Со всех сторон, как уже упоминалось и как будет видно в этой книге, настигнутые бедствием взывали к нему, зная, что он никогда не уклонится от исполнения долга. Угнетенные видели в нем общественного обличителя всемирного преступления. Для того чтобы взять на себя эту миссию, достаточно обладать душой, а для того чтобы ее выполнить, — обладать голосом. Ими он и обладал: честной душой и свободным голосом. Он слышал призывы со всех концов света, и из глубины своего одиночества он отвечал на них. Вот о чем здесь будет идти речь. Он подвергался самым яростным преследованиям со стороны властителей, и вокруг его имени сгущалась, да и поныне сгущается, невероятная ненависть; но что ему до этого? Тем не менее ему выпало на долю завидное счастье пробыть в изгнании двадцать лет и устоять — ему одному против множества, ему, безоружному, против несметных легионов, ему, мечтателю, против всех убийц, ему, ссыльному, против всех деспотов, ему, пылинке, против всех колоссов — только потому, что у него была единственная сила — луч света.

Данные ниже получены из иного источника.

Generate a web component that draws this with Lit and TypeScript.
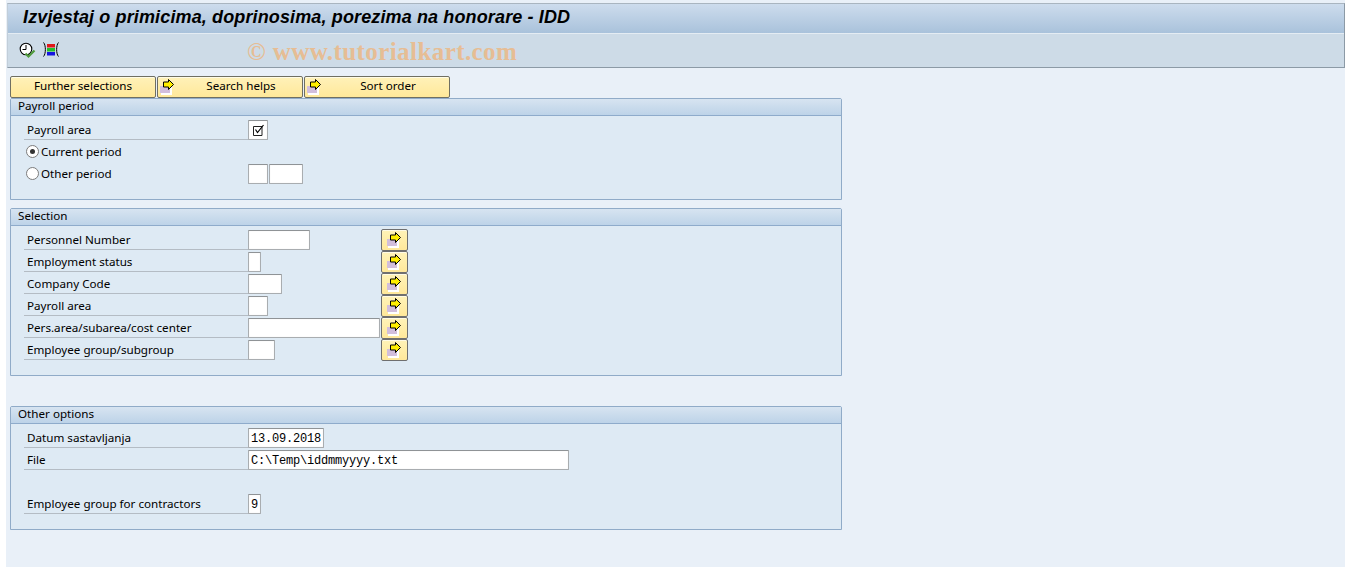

Этим светом, как мы говорили, было право, вечное право.
Он благодарит бога. В течение всего того времени, которое требуется для превращения сорокалетнего человека в шестидесятилетнего старца, он жил этой высокой жизнью. Его высылали, преследовали, гнали. Он был покинут всеми, но не покинул никого. Он постиг превосходное свойство пустыни: именно там живет эхо. Там слышишь голоса народов. В то время как угнетатели, с которых он не спускал глаз, творили зло, он пытался творить добро. Он предоставлял тиранам право обрушивать на его голову громы и молнии, будучи озабочен лишь одним — народными бедствиями. Он жил на утесе, грезил, размышлял, мечтал, оставаясь спокойным среди лавины гнева и угроз. И он удовлетворен; ибо можно ли жаловаться, когда в течение двадцати лет подле тебя и с тобой были справедливость, разум, совесть, истина, право и море с его бесконечным гулом?

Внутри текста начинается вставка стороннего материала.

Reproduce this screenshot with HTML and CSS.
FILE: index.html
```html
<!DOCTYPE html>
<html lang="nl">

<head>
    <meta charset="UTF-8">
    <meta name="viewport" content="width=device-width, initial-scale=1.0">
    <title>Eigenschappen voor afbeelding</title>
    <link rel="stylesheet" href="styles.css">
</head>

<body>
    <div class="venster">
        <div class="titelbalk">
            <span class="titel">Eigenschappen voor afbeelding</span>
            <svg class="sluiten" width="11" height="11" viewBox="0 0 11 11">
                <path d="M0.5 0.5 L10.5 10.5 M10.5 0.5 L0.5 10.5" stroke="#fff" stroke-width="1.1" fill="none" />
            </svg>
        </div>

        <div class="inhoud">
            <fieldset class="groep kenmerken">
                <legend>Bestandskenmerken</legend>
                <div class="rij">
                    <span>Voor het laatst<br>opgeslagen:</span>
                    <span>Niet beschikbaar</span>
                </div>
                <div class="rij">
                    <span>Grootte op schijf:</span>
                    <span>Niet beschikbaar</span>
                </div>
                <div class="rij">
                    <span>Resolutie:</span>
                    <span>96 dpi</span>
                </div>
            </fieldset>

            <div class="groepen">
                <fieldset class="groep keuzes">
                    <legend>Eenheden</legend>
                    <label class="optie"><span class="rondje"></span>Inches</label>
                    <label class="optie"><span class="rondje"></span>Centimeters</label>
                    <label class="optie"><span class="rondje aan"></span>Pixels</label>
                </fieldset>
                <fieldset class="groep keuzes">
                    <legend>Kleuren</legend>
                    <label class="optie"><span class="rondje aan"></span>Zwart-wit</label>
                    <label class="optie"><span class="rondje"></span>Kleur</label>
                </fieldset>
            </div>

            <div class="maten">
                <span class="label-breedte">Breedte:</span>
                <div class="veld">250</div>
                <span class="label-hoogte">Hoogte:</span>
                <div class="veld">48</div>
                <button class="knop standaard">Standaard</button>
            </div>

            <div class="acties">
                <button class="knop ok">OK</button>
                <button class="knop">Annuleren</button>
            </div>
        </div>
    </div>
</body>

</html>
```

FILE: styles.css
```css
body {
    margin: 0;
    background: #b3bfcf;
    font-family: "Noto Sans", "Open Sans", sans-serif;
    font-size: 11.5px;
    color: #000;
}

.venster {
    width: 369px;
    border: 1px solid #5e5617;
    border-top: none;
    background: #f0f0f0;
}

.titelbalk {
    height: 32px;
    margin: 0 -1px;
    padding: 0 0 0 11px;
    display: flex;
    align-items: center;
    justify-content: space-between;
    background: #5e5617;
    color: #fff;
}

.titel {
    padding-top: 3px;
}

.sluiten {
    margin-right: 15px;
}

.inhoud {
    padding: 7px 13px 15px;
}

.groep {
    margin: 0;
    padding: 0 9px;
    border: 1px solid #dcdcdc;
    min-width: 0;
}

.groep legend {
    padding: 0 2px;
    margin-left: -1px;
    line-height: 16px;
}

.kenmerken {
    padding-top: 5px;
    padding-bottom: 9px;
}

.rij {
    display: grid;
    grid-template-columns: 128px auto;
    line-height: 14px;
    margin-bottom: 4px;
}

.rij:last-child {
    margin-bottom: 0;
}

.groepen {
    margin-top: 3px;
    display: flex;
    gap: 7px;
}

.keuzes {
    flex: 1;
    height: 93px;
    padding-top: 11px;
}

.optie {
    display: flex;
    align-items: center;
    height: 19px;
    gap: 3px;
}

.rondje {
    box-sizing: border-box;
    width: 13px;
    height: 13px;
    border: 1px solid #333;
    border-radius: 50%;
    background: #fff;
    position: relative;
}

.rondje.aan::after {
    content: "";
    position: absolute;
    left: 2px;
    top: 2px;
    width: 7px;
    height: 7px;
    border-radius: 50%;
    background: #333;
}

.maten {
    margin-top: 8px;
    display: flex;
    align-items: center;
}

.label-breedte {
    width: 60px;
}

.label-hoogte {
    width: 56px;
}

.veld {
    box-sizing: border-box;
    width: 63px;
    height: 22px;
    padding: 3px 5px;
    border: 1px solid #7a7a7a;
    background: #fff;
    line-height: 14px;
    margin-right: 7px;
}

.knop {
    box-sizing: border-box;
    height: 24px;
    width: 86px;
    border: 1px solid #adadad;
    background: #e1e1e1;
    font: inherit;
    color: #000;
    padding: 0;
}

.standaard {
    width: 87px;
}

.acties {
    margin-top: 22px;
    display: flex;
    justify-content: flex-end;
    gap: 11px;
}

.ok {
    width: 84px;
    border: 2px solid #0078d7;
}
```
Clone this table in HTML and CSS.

И, окутанный мраком, он был любим. Он чувствовал к себе не только ненависть; тайная любовь проникала к нему, согревая своими лучами его одиночество; он ощутил всю глубину теплоты кроткого и грустного народа; ему открылись сердца, и он благодарит необъятную человеческую душу. Он был любим издалека и вблизи. Подле него были неустрашимые товарищи по несчастью, упорствовавшие в своем долге, упрямо отстаивавшие право и истину, негодовавшие и улыбавшиеся бойцы: прославленный Вакери, превосходный Поль Мерис, стоический Шельшер, Рибейроль, Дюлак, Кеслер — все эти отважные люди, и ты, мой Шарль, и ты, мой Виктор… Я умолкаю. Оставьте мне эти воспоминания.
Автор все же не окончит этих страниц, не сказав о том, что в течение своего долгого и мрачного изгнания он ни на минуту не забывал о Париже.
Он утверждает, — а прожив так долго во тьме, он имеет на это право, — что, несмотря на тень, нависшую над Европой, несмотря на тучи, покрывшие Францию, Париж затмить нельзя. И это потому, что Париж — это рубеж, за которым скрыто грядущее.
Это — ощутимая грань, за которой идет неведомое. Будущее во всем том объеме, который можно предугадать в настоящем, — вот что такое Париж.